# HP Deskjet 9800 WIDE FORMAT



## rrobinlive (Aug 5, 2007)

Back to my favourite people, I need some advice on a wide format printer.
Is the HP listed above any good? Anyone have any experience with it or something of the sort? 
Any helpful feedback is highly appreciated.

Thanks.


----------



## MotoskinGraphix (Apr 28, 2006)

What are you going to do with it? I think it is a two cartridge printer. The black is probably pigment ink and the tri color is dye ink. There is an 8600 wide format printer with four cartridges so each one can be replaced as needed. I think you can also get them in pigment based ink.


----------



## rrobinlive (Aug 5, 2007)

I want to make Screen printing transparencies. Is it a good printer for that?
I'm going to use inkjet transparencies for that.


----------



## MotoskinGraphix (Apr 28, 2006)

I am on the hunt for the same thing as you. I have looked at the 8600 and the 9800. The difference I think is the ink set-up and one does 13x19" the 9800 does 13 x50". The ink density is the key for film but I havent run into anyone at various locations that knew anything about transparencys. The price seems comparable and you can find it onsale for around $249.00.

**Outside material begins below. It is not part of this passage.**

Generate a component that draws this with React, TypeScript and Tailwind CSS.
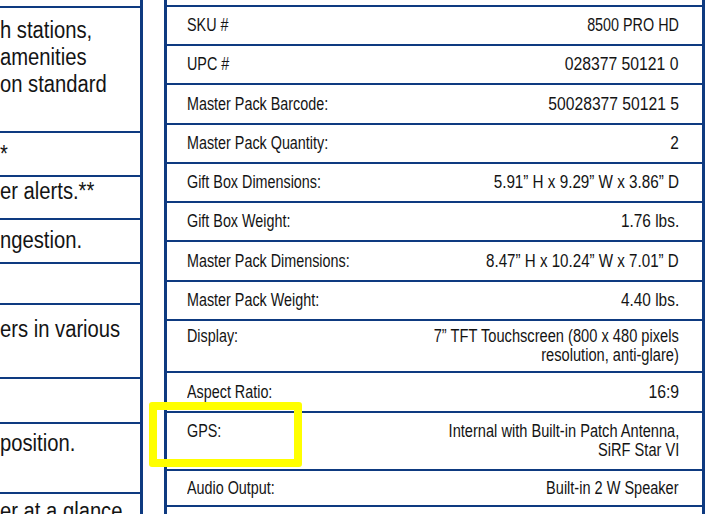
import React from "react";

const rows: { l: string; v: string[]; h: string; s: string }[] = [
  { l: "SKU #", v: ["8500 PRO HD"], h: "h-[39px]", s: "scale-x-[0.82]" },
  { l: "UPC #", v: ["028377 50121 0"], h: "h-[39px]", s: "scale-x-[0.9]" },
  { l: "Master Pack Barcode:", v: ["50028377 50121 5"], h: "h-[40px]", s: "scale-x-[0.895]" },
  { l: "Master Pack Quantity:", v: ["2"], h: "h-[39px]", s: "scale-x-[0.88]" },
  { l: "Gift Box Dimensions:", v: ["5.91\u201D H x 9.29\u201D W x 3.86\u201D D"], h: "h-[39px]", s: "scale-x-[0.87]" },
  { l: "Gift Box Weight:", v: ["1.76 lbs."], h: "h-[39px]", s: "scale-x-[0.88]" },
  { l: "Master Pack Dimensions:", v: ["8.47\u201D H x 10.24\u201D W x 7.01\u201D D"], h: "h-[40px]", s: "scale-x-[0.865]" },
  { l: "Master Pack Weight:", v: ["4.40 lbs."], h: "h-[39px]", s: "scale-x-[0.88]" },
  { l: "Display:", v: ["7\u201D TFT Touchscreen (800 x 480 pixels", "resolution, anti-glare)"], h: "h-[52px]", s: "scale-x-[0.837]" },
  { l: "Aspect Ratio:", v: ["16:9"], h: "h-[40px]", s: "scale-x-[0.9]" },
  { l: "GPS:", v: ["Internal with Built-in Patch Antenna,", "SiRF Star VI"], h: "h-[58px]", s: "scale-x-[0.835]" },
  { l: "Audio Output:", v: ["Built-in 2 W Speaker"], h: "h-[36px]", s: "scale-x-[0.83]" },
  { l: "", v: [""], h: "h-[40px]", s: "scale-x-[0.82]" },
];

const leftCells: { lines: string[]; h: string; pt: string }[] = [
  { lines: ["h stations,", "amenities", "on standard"], h: "h-[125px]", pt: "pt-[9px]" },
  { lines: ["*"], h: "h-[44px]", pt: "pt-[8px]" },
  { lines: ["er alerts.**"], h: "h-[43px]", pt: "pt-[1px]" },
  { lines: ["ngestion."], h: "h-[44px]", pt: "pt-[7px]" },
  { lines: [], h: "h-[41px]", pt: "pt-[6px]" },
  { lines: ["ers in various"], h: "h-[74px]", pt: "pt-[11px]" },
  { lines: [], h: "h-[45px]", pt: "pt-[6px]" },
  { lines: ["position."], h: "h-[70px]", pt: "pt-[6px]" },
  { lines: ["er at a glance"], h: "h-[60px]", pt: "pt-[4px]" },
];

const font = {
  fontFamily: '"Liberation Sans", Arial, sans-serif',
};

export default function App() {
  return (
    <div className="relative w-[727px] h-[514px] overflow-hidden bg-white text-[#141414]" style={font}>
      <div className="flex items-start">
        {/* left column */}
        <div className="w-[143px] shrink-0 border-r-[3px] border-[#0e3a80] h-[514px]">
          <div className="h-[8px] border-b-2 border-[#0e3a80]" />
          {leftCells.map((c, i) => (
            <div
              key={i}
              className={`${c.h} ${c.pt} border-b-2 border-[#0e3a80] overflow-hidden text-[23.5px] leading-[27px] whitespace-nowrap`}
            >
              {c.lines.map((t, j) => (
                <div key={j} className="origin-left scale-x-[0.86]">
                  {t}
                </div>
              ))}
            </div>
          ))}
        </div>
        {/* gap */}
        <div className="w-[21px] shrink-0" />
        {/* right table */}
        <div className="w-[541px] shrink-0 border-x-[3px] border-[#0e3a80] h-[514px]">
          <div className="h-[7px] border-b-2 border-[#0e3a80]" />
          {rows.map((r, i) => (
            <div
              key={i}
              className={`${r.h} border-b-2 border-[#0e3a80] flex items-center pl-[20px] pr-[23px] text-[17.5px] leading-[19px]`}
            >
              <div className="flex w-full items-start justify-between">
                <div className="whitespace-nowrap origin-left scale-x-[0.82]">{r.l}</div>
                <div className={`text-right whitespace-nowrap origin-right ${r.s}`}>
                  {r.v.map((t, j) => (
                    <div key={j}>{t}</div>
                  ))}
                </div>
              </div>
            </div>
          ))}
        </div>
      </div>
      {/* yellow highlight */}
      <div className="absolute left-[149px] top-[402px] w-[153px] h-[65px] border-[8px] border-[#ffff00] rounded-[3px]" />
    </div>
  );
}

I think there was a post not long ago about the HP printers vs the Epson 1400.


----------



## neato (Mar 21, 2006)

I use the 9800 after spending a couple years with an Epson 1520. The 9800 rocks! You can't go wrong with this printer for the price.


----------



## MotoskinGraphix (Apr 28, 2006)

neato said:


> I use the 9800 after spending a couple years with an Epson 1520. The 9800 rocks! You can't go wrong with this printer for the price.


Would you choose the 9800 over the 8600?


----------



## TshirtStan (May 4, 2008)

Honestly and truly...you have to go with the Epson. The 1400 is comparable in price to the HP and you can have RIP software for the epson....not sure about the HP. You have to look at future upgradeability. I am not even sure if inks are readily available for the HP's to do all black....as I have the 1400 setup with the "blackout" kit from Ryonet. 

My vote is Epson 1400, about the same price and 13"x19" with great output and upgradeability.


----------



## Majestic Leper (Jun 24, 2007)

Can't use RIP software with them? Is this true?

I was planning on getting the 9800 and using ghostscript. Will this not work?


----------



## SPC (Apr 28, 2008)

I am using ghostscript with an HP 9800 with no problems at all. The printer has not let me down once.


----------



## MotoskinGraphix (Apr 28, 2006)

I have always heard HP over Epson running windows xp. I dont know if that was fact or fiction.


----------



## Majestic Leper (Jun 24, 2007)

SPC said:


> I am using ghostscript with an HP 9800 with no problems at all. The printer has not let me down once.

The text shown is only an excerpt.